Thanksgiving day started early here... at 0005 all hands were mustered to take on food stores while we were at anchor... Seriously, at midnight? Naturally, it started to pour out, too, so the cardboard boxes didn't fare too well. I foresee a run on flour and rice, too, in the near future. Not much we could do there. Anyhow, it went pretty well. No turducken sightings, either, which brings me to my next point:
I received my first ever piece of hate mail!
Of all the offensive things I've said here in the past few years, it was the turducken-inspired comments that made me famous. I'm a victim of my own poor writing skills again, though, because things got taken a little out of context after I went overboard goofing on southern cooking. Look, what is northern cooking? With the exception of all things Italian-American, there is no northern cooking. Has anyone ever heard of an Irish Iron Chef? No. And lord knows, the WASP's can't cook. Have you ever tried Yorkshire Pudding? If someone approached me and said that northern cooking was awful, my response would be "Uh huh. I know."
The fact is, people down south unwittingly insult northerners all the time, for our reservation towards strangers and rampant desire for privacy. Believe me, when a stranger starts asking personal questions without invitation, it makes me uncomfortable.
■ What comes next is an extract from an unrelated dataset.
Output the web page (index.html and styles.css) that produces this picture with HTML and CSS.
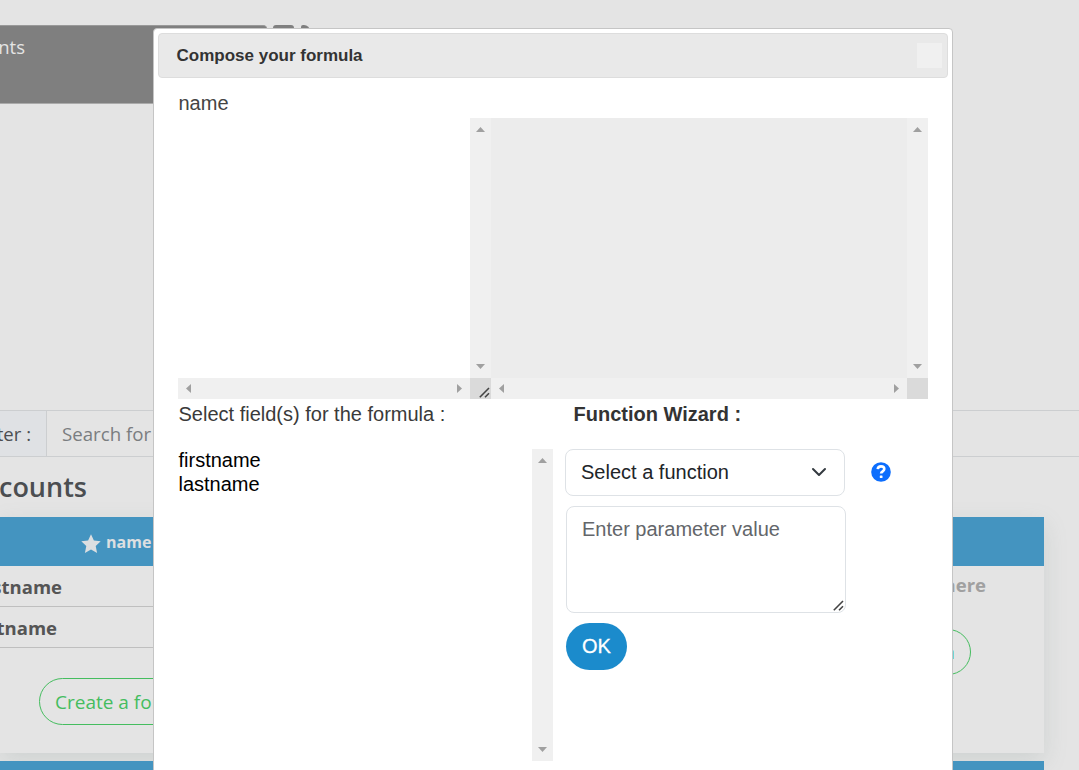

My idea of a personal question is a long way from that of my southern co-workers, but one gets used to cultural differences when one is a tankerman, and, well, you have to have a thick skin to work in any outdoor job, of course.
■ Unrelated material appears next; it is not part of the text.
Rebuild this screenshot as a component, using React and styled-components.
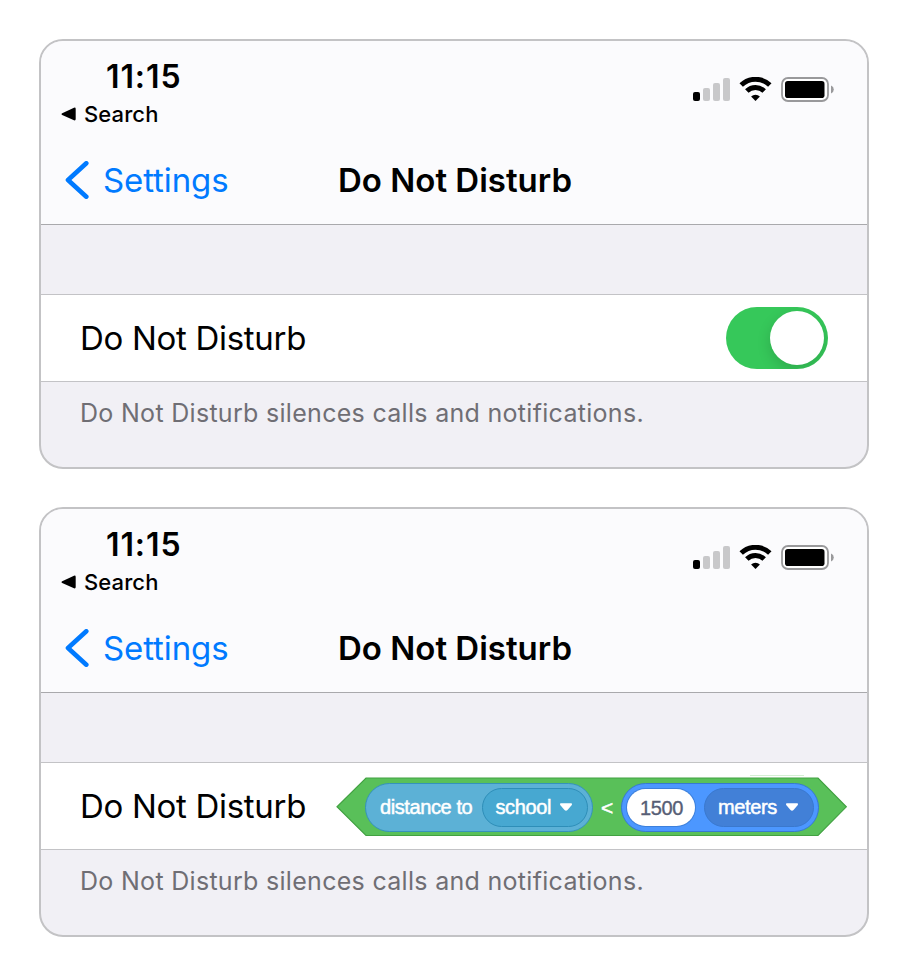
import React from "react";
import styled, { createGlobalStyle, css } from "styled-components";

const GlobalStyle = createGlobalStyle`
  * { box-sizing: border-box; }
  body {
    margin: 0;
    background: #fff;
    font-family: Inter, "Liberation Sans", sans-serif;
    color: #000;
  }
`;

const Page = styled.main`
  display: flex;
  flex-direction: column;
  gap: 38px;
  width: 908px;
  height: 976px;
  padding: 39px;
`;

const Card = styled.section`
  width: 830px;
  height: 430px;
  border: 2px solid #c3c3c5;
  border-radius: 24px;
  background: #f1f0f5;
  overflow: hidden;
`;

const Header = styled.header`
  height: 184px;
  background: #fbfbfd;
  border-bottom: 1px solid #a9a9ac;
`;

const StatusBar = styled.div`
  display: flex;
  justify-content: space-between;
  height: 96px;
  padding: 16px 32px 0 20px;
`;

const Clock = styled.div`
  padding-left: 45px;
  font-size: 32px;
  font-weight: 600;
  line-height: 40px;
  letter-spacing: 0.9px;
`;

const BackToApp = styled.div`
  display: flex;
  align-items: center;
  gap: 8px;
  margin-top: 3px;
  font-size: 22px;
  font-weight: 500;
  line-height: 28px;
  letter-spacing: 0.1px;
`;

const StatusIcons = styled.div`
  display: flex;
  align-items: flex-start;
  padding-top: 20px;
`;

const NavBar = styled.nav`
  display: grid;
  grid-template-columns: 297px 1fr;
  align-items: center;
  height: 86px;
  font-size: 33px;
  line-height: 44px;
`;

const BackLink = styled.a`
  display: flex;
  align-items: center;
  gap: 14px;
  padding-left: 24px;
  color: #007aff;
  letter-spacing: -0.1px;
`;

const Title = styled.h1`
  margin: 0;
  font-size: 33px;
  font-weight: 600;
  letter-spacing: 0;
`;

const SettingRow = styled.div`
  display: flex;
  align-items: center;
  justify-content: space-between;
  height: 88px;
  margin-top: 69px;
  padding: 0 ${(p) => (p.$wide ? 20 : 39)}px 0 39px;
  background: #fff;
  border: solid #c3c3c6;
  border-width: 1px 0;
`;

const RowLabel = styled.span`
  font-size: 33px;
  line-height: 44px;
  letter-spacing: -0.3px;
  white-space: nowrap;
`;

const Footnote = styled.p`
  margin: 14px 0 0 39px;
  color: #6f6e74;
  font-size: 25px;
  line-height: 34px;
  letter-spacing: 0.3px;
  white-space: nowrap;
`;

const Switch = styled.div`
  display: flex;
  justify-content: flex-end;
  width: 102px;
  height: 62px;
  padding: 4px;
  border-radius: 31px;
  background: #36c85a;
  overflow: hidden;
`;

const Knob = styled.div`
  width: 54px;
  height: 54px;
  border-radius: 50%;
  background: #fff;
  box-shadow: 0 5px 14px rgba(0, 0, 0, 0.15);
`;

const Condition = styled.div`
  position: relative;
  display: flex;
  align-items: center;
  width: 511px;
  height: 60px;
  margin-top: 2px;
  padding: 0 28px 0 29px;
  font-family: "Liberation Sans", Arial, sans-serif;
  font-size: 20px;
  line-height: 24px;
  letter-spacing: -0.4px;
  color: #fff;
  -webkit-text-stroke: 0.5px currentColor;
`;

const Outline = styled.svg`
  position: absolute;
  inset: 0;
  overflow: visible;
`;

const palettes = {
  sensing: css`
    background: #5cb1d6;
    border-color: #3592bb;
  `,
  motion: css`
    background: #4c97ff;
    border-color: #3679d0;
  `,
};

const menuPalettes = {
  sensing: css`
    background: #47a8d1;
    border-color: #2e8eb8;
  `,
  motion: css`
    background: #4280d7;
    border-color: #3a78ce;
  `,
};

const Reporter = styled.div`
  position: relative;
  display: flex;
  align-items: center;
  justify-content: space-between;
  width: ${(p) => p.$width}px;
  height: 49px;
  padding: 0 4px 0 ${(p) => p.$inset}px;
  border: 1px solid;
  border-radius: 25px;
  ${(p) => palettes[p.$tone]}
`;

const Dropdown = styled.div`
  display: flex;
  align-items: center;
  justify-content: space-between;
  width: ${(p) => p.$width}px;
  height: 39px;
  padding: 0 14px 0 13px;
  border: 1px solid;
  border-radius: 20px;
  ${(p) => menuPalettes[p.$tone]}
`;

const NumberField = styled.div`
  width: 68px;
  height: 37px;
  border-radius: 19px;
  background: #fff;
  box-shadow: 0 0 0 1px #3d80dc;
  color: #575e75;
  line-height: 38px;
  text-align: center;
  -webkit-text-stroke: 0.35px currentColor;
`;

const Operator = styled.span`
  position: relative;
  width: 29px;
  padding-top: 2px;
  font-size: 21px;
  text-align: center;
`;

function SignalIcon() {
  return (
    <svg width="38" height="24" viewBox="0 0 38 24">
      <rect x="0" y="15" width="7" height="9" rx="2" fill="#000" />
      <rect x="10" y="11" width="7" height="13" rx="2" fill="#c8c8ca" />
      <rect x="20" y="6" width="7" height="18" rx="2" fill="#c8c8ca" />
      <rect x="30" y="1" width="7" height="23" rx="2" fill="#c8c8ca" />
    </svg>
  );
}

const WifiSvg = styled.svg`
  margin: 0 9px 0 8px;
`;

function WifiIcon() {
  return (
    <WifiSvg width="33" height="24" viewBox="0 0 33 24">
      <g fill="none" stroke="#000" strokeWidth="4.9">
        <path d="M2.2 8.1A20.4 20.4 0 0 1 30.8 8.1" />
        <path d="M7.8 14A12.4 12.4 0 0 1 25.2 14" />
      </g>
      <path d="M16.5 24L12.1 19.5A6.6 6.6 0 0 1 20.9 19.5Z" />
    </WifiSvg>
  );
}

function BatteryIcon() {
  return (
    <svg width="54" height="25" viewBox="0 0 54 25">
      <rect x="1" y="1" width="46" height="23" rx="6" fill="#fff" stroke="#99999b" strokeWidth="1.8" />
      <rect x="4" y="4" width="39.5" height="17" rx="2.8" />
      <path d="M50 8.5Q52.8 9.6 52.8 12.5T50 16.5Z" fill="#99999b" />
    </svg>
  );
}

function Caret() {
  return (
    <svg width="14" height="10" viewBox="0 0 14 10">
      <path
        d="M1.8 1.3H12.2Q13.6 1.6 12.8 2.9L8.5 8Q7 9.4 5.5 8L1.2 2.9Q.4 1.6 1.8 1.3Z"
        fill="#fff"
      />
    </svg>
  );
}

function ConditionBlock() {
  return (
    <Condition>
      <Outline width="511" height="60" viewBox="0 0 511 60">
        <path d="M414 -1.5H468" stroke="#d3efd3" />
        <path
          d="M30 1H482L510.3 29.8L482 58.5H30L1 29.8Z"
          fill="#59c059"
          stroke="#42a142"
          strokeWidth="1.2"
        />
      </Outline>
      <Reporter $tone="sensing" $width={228} $inset={14}>
        distance to
        <Dropdown $tone="sensing" $width={106}>
          school
          <Caret />
        </Dropdown>
      </Reporter>
      <Operator>&lt;</Operator>
      <Reporter $tone="motion" $width={198} $inset={5}>
        <NumberField>1500</NumberField>
        <Dropdown $tone="motion" $width={110}>
          meters
          <Caret />
        </Dropdown>
      </Reporter>
    </Condition>
  );
}

function SettingsCard({ wide, children }) {
  return (
    <Card>
      <Header>
        <StatusBar>
          <div>
            <Clock>11:15</Clock>
            <BackToApp>
              <svg width="15" height="14" viewBox="0 0 15 14">
                <path d="M1.2 6.2L13 .7Q14.7 .2 14.7 2V12Q14.7 13.8 13 13.3L1.2 7.9Q-.3 7 1.2 6.2Z" />
              </svg>
              Search
            </BackToApp>
          </div>
          <StatusIcons>
            <SignalIcon />
            <WifiIcon />
            <BatteryIcon />
          </StatusIcons>
        </StatusBar>
        <NavBar>
          <BackLink>
            <svg width="24" height="38" viewBox="0 0 24 38">
              <path
                d="M21.3 2.3L3 19L21.3 35.7"
                fill="none"
                stroke="#007aff"
                strokeWidth="4.6"
                strokeLinecap="round"
                strokeLinejoin="round"
              />
            </svg>
            Settings
          </BackLink>
          <Title>Do Not Disturb</Title>
        </NavBar>
      </Header>
      <SettingRow $wide={wide}>
        <RowLabel>Do Not Disturb</RowLabel>
        {children}
      </SettingRow>
      <Footnote>Do Not Disturb silences calls and notifications.</Footnote>
    </Card>
  );
}

export default function App() {
  return (
    <>
      <GlobalStyle />
      <Page>
        <SettingsCard>
          <Switch role="switch" aria-checked="true">
            <Knob />
          </Switch>
        </SettingsCard>
        <SettingsCard wide>
          <ConditionBlock />
        </SettingsCard>
      </Page>
    </>
  );
}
Anyhow, I struck a painful chord with someone, perhaps the written equivalent of the controversial Brown Note. It's difficult for me to consider than anyone would 1) take me seriously, and 2) be offended by my indulgence in one of the most harmless stereotypes extant regarding any aspect of Americana. I suppose that a certain amount of pride is at stake, and my own ethnic group takes no pride in their cooking, naturally.
I'm going to consider changing my blog to invitation-only, which will mean that I would be able to control who gets to have a peep down the drawers of my mind. If I go this route, please sign up. The note that I got may or may not have crossed a line, but I don't like my blog being used for anything but entertainmant and communication with friends and family.
So, seriously, Dear New Writer, I promise to try to not write anything which you would find objective in any sort of professional or private capacity, from here out. In return, please stop reading. Also, I apologize if you were offended. Wasn't my goal... I'm a one-trick pony, anyhow. If I'm not talking about commercial fishing, economic theory, biology or something related to being a sailor, I'm writing about something personal, and, please, leave me my privacy, or, at the least, use my private email. Gracias, and happy holidays to you and yours.
Anyways, I'm going to have to be more careful about shooting my mouth off, I guess. I'd rather make people laugh than frown.
Quarare: Turkey/ham, or Turducken? Which would you prefer, and more importantly, have you tried both?
Anyhow, in Merchant Marine fashion, Thanksgiving Dinner will be eaten while we're maneuvering to our dock, and supper will be eaten later, while we're pumping cargo. Not so restful, but still, hey it's what's for dinner.
If you'll excuse, me, there's about 2 pounds of Thanksgiving turkey with my name on it. The food coma will have to wait. It's going to be about a week before I can sleep uninterrupted.
Happy Thanksgiving to you! Hope you got to be with your loved ones, and if one of your loved ones happens to be one of mine, too, ask 'em to make sure my truck is OK. And my family, too, I guess.
Seriously, don't show that last one to my wife. I hate sleeping on the couch, and it was just a joke. But please check on my truck.